Manage Views Created From Object Storage¶
Views created from files in an Object Storage are different from other views in some aspects:
Inserts: It is possible to insert individual rows or insert using a SELECT query that can be fully delegated to the target data source (direct load). However, it is not currently possible to insert data into these kind of views using Denodo’s bulk load mechanism.
Export: The VQL of the view includes an id to identify the route defined on the data source for the external object storage. It also includes the relative path from that base route.
Lineage: If the base route of the data changes or the schema of the files (columns and types) differs from the schema in the view, the view will turn into an invalid state. In order for the view to be valid again you can recreate it from the data source with the new schema changes or fix the route to point to the right dataset.
Schema evolution: Schema evolution can be considered during the base view creation. As any other base view, it is also possible to periodically update the tables metadata executing a source refresh.
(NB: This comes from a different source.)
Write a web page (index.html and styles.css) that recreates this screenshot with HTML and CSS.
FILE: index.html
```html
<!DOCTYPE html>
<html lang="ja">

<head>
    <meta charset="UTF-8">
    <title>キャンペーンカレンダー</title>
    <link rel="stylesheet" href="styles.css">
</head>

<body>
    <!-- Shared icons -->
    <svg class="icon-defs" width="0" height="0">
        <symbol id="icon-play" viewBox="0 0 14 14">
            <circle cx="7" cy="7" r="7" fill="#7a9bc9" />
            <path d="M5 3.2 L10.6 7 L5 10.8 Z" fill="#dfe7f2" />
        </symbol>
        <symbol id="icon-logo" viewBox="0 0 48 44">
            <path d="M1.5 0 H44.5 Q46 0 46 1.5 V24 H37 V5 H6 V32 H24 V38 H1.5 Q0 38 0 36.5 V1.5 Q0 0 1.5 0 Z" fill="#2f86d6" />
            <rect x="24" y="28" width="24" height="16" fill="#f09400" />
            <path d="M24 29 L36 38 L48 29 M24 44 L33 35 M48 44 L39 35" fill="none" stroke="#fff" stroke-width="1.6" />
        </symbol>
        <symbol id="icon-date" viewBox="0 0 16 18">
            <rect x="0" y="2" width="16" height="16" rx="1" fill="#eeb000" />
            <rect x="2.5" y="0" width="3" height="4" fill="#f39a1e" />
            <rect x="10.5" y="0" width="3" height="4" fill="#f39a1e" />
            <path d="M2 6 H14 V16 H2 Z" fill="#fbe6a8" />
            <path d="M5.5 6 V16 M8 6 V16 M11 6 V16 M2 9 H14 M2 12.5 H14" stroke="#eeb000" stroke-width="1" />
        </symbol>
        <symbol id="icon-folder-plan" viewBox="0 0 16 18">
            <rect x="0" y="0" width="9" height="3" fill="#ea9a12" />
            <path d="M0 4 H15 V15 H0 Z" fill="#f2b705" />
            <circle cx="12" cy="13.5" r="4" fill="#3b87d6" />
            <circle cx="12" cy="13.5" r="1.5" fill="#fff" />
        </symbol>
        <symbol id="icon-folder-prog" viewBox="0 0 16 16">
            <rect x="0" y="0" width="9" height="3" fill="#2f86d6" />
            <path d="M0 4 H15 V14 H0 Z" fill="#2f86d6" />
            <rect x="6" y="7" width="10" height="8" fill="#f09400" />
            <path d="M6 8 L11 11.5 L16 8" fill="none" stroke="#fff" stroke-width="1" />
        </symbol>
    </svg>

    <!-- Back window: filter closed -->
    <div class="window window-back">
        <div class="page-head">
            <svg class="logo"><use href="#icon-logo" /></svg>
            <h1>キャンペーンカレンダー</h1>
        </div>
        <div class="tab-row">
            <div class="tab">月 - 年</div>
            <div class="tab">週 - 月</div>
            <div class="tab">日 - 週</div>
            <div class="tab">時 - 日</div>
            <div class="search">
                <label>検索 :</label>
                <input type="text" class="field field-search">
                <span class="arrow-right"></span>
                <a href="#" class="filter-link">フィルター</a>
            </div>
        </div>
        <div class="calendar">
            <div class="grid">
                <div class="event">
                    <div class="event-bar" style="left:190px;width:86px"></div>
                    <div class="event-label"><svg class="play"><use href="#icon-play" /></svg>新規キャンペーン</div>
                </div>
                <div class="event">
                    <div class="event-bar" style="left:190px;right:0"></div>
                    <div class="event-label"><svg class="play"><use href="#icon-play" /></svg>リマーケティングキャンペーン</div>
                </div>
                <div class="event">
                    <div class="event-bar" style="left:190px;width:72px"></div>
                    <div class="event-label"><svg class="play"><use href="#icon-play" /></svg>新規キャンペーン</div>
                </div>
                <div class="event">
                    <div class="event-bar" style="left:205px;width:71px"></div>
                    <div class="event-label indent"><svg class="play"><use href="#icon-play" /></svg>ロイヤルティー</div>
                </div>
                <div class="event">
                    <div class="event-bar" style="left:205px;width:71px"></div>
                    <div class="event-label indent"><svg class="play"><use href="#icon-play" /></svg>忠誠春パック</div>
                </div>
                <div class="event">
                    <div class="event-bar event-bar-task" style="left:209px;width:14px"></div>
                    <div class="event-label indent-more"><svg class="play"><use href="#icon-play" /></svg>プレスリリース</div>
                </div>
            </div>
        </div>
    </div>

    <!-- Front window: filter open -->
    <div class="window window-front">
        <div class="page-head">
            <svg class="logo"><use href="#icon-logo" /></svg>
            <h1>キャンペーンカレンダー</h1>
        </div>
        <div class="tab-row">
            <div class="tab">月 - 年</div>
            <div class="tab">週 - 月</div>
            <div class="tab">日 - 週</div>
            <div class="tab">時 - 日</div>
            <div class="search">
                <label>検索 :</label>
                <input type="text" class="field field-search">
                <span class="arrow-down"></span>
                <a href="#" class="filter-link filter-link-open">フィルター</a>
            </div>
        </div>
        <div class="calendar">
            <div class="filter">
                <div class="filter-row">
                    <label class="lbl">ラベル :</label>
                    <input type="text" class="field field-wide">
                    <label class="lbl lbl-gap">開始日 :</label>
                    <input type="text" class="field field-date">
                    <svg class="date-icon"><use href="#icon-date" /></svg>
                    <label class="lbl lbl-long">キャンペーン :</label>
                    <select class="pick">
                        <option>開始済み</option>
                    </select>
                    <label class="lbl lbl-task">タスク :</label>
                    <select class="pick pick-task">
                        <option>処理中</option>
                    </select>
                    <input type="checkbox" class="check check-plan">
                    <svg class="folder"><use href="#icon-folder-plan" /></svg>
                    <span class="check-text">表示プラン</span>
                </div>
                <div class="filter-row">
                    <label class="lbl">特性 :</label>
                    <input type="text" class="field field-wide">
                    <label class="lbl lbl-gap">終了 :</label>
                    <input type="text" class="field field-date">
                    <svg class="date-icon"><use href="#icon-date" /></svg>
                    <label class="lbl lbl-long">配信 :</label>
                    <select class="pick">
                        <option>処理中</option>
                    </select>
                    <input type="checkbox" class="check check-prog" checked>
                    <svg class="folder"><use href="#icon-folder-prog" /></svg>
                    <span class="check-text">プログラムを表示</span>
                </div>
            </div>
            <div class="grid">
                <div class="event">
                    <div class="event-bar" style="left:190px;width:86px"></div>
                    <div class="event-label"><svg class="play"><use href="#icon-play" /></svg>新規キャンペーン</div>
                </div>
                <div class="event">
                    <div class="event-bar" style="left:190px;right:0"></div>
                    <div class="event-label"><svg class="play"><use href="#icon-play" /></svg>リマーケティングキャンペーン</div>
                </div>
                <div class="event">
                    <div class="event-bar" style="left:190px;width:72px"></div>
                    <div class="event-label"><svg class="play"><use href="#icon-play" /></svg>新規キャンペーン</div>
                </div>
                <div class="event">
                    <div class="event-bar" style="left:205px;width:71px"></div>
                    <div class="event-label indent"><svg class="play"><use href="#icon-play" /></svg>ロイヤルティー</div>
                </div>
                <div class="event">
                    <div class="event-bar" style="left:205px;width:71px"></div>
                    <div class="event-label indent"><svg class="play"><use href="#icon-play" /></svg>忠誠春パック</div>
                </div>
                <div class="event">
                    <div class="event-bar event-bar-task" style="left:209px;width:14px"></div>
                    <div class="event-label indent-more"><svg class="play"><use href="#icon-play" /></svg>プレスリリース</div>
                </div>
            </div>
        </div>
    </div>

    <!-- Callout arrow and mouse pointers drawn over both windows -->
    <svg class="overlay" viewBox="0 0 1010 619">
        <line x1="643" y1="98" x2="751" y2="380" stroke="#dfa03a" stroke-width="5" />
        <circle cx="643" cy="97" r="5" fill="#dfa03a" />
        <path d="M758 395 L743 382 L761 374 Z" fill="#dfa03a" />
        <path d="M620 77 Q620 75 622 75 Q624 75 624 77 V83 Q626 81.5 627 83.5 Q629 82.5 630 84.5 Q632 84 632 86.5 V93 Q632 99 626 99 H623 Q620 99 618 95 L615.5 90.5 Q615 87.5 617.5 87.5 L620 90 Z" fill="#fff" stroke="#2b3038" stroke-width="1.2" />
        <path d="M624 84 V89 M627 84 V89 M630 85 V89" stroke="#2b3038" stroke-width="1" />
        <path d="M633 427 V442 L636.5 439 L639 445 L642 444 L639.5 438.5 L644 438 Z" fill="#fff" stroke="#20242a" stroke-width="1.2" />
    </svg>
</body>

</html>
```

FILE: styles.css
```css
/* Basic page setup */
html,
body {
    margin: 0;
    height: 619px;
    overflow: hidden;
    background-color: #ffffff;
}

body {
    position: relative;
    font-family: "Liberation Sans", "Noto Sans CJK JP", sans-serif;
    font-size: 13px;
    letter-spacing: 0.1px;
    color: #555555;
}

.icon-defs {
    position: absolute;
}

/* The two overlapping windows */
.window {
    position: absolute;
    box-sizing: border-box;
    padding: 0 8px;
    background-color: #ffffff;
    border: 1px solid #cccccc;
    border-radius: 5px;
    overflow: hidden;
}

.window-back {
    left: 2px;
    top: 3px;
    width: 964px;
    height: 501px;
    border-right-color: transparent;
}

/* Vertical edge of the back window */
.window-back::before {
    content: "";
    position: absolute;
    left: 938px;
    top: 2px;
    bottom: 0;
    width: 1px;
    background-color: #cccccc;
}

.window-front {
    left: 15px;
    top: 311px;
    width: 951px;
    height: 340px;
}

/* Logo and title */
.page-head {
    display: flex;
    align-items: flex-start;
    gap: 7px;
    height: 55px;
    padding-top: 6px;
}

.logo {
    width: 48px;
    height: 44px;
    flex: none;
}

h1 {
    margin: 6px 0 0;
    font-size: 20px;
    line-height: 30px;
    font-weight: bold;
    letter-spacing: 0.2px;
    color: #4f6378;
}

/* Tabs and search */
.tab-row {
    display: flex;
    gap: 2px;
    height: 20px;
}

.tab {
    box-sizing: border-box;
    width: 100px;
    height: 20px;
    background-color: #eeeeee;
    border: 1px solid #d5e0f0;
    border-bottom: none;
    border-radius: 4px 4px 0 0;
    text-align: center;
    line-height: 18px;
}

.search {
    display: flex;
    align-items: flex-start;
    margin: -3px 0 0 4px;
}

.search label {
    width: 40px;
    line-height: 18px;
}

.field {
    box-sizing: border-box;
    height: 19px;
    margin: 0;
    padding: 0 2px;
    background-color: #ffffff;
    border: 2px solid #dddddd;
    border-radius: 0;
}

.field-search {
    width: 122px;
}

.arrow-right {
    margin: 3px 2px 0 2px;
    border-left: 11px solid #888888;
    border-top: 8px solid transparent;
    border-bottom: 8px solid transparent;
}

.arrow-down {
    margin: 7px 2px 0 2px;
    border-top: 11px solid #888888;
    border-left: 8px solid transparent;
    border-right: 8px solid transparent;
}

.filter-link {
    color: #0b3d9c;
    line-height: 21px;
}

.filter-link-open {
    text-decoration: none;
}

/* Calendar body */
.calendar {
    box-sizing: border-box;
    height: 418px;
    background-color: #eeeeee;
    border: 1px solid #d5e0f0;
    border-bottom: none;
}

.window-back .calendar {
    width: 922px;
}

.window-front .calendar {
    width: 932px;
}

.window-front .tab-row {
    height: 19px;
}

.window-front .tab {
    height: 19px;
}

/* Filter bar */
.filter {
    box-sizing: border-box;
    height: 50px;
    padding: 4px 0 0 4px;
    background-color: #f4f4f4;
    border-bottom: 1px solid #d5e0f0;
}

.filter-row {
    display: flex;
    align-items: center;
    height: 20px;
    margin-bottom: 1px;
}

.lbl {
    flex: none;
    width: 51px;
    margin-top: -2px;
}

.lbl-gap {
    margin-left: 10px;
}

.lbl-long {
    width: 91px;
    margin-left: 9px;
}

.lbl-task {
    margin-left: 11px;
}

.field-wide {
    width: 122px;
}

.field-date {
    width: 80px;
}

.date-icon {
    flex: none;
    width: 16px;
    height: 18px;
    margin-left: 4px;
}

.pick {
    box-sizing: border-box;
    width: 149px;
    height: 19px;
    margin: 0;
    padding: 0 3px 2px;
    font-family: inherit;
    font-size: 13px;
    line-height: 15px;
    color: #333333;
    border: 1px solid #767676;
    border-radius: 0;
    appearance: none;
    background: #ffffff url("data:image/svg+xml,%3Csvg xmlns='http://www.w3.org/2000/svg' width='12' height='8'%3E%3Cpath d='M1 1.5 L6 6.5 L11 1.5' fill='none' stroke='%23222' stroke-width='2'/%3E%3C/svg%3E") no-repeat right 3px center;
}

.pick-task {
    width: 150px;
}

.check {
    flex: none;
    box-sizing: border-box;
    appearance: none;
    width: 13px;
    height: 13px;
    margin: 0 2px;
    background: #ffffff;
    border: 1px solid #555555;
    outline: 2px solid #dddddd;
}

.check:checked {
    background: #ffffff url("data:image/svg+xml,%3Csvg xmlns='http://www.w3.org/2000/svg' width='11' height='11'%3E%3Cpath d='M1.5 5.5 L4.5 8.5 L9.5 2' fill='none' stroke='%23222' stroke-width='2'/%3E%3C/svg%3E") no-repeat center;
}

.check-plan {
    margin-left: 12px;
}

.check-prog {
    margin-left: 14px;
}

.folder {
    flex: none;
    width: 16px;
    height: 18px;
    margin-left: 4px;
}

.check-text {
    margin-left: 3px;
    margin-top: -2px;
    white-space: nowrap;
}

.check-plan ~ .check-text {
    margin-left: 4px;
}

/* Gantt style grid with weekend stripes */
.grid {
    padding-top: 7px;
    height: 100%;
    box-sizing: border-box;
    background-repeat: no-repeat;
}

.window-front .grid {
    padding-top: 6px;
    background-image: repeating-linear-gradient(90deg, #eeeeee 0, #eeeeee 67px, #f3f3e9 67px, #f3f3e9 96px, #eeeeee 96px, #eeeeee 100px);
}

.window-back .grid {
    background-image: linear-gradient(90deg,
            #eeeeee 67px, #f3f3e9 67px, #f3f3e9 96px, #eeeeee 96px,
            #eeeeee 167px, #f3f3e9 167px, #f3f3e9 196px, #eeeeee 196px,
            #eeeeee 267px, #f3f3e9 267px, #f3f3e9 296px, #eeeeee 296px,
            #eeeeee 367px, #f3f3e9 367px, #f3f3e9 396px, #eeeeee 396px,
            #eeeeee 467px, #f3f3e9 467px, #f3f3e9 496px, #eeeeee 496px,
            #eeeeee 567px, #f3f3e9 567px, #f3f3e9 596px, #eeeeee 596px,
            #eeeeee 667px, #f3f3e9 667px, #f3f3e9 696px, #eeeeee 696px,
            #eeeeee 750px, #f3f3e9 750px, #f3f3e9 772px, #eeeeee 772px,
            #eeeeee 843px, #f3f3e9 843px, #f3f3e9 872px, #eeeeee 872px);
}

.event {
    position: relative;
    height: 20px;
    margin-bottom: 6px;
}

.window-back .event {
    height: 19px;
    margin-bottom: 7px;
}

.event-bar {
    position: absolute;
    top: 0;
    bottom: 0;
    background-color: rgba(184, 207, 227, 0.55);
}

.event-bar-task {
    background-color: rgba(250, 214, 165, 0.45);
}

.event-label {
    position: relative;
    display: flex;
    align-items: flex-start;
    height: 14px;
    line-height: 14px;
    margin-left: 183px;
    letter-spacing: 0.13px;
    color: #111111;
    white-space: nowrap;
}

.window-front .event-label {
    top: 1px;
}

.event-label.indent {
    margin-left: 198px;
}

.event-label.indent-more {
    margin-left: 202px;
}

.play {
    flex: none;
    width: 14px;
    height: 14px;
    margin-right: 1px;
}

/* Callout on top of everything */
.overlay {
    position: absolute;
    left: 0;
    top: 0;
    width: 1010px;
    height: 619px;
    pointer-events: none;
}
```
Gather statistics: In order to achieve the best performance in queries accessing these data, it is very important to compute the statistics on these views and keep them up to date. You can do that by executing the stored procedure COMPUTE_SOURCE_TABLE_STATS or following the steps in section Gathering the Statistics of Views
Metadata maintenance: There exists some maintenance tasks that is recommended to execute on a regular basis to make sure the data is complete and the performance is optimal:
Refresh partitions of Parquet tables: This is necessary to detect data added in new partitions. Use the procedure REFRESH_SOURCE_TABLE_METADATA for a single view or REFRESH_EMBEDDED_MPP_TABLES_METADATA for multiple views in bulk.
Clean metadata of Iceberg tables: Use stored procedures REMOVE_ICEBERG_VIEW_ORPHAN_FILES and REMOVE_ICEBERG_VIEW_SNAPSHOTS to remove unnecessary metadata. These operations are important as keeping unnecessary data can have an impact in performance and cost.
Note
Consider creating jobs using the Denodo Scheduler to compute the statistics and execute the metadata maintenance tasks periodically.
Source Refresh on Views From Object Storage¶
The Denodo Lakehouse Accelerator allows accessing data in an Object Storage using its embedded Massive Parallel Processing engine. For these base views created using the Lakehouse Accelerator data source, the Source Refresh has additional options to deal with the Schema Evolution. A new screen will be prompted before executing the source refresh, where you can tune up the introspection process:
This panel is analog to the one presented in section Create base views from data in an object storage considering schema evolution. It allows to configure the data sample Virtual DataPort will use to infer the view schema:
Maximum number of files to analyze: establishes the maximum number of files (file limit) to analyze when refreshing the table.
Consider files modified after this date (optional): in this field you can specify the time instant (in UTC time format) from which the files will be analyzed. The files will be analyzed from oldest to newest, starting on the specified instant until the file limit is reached. If this field is empty, Virtual DataPort will analyze the files from newest to oldest until the file limit is reached.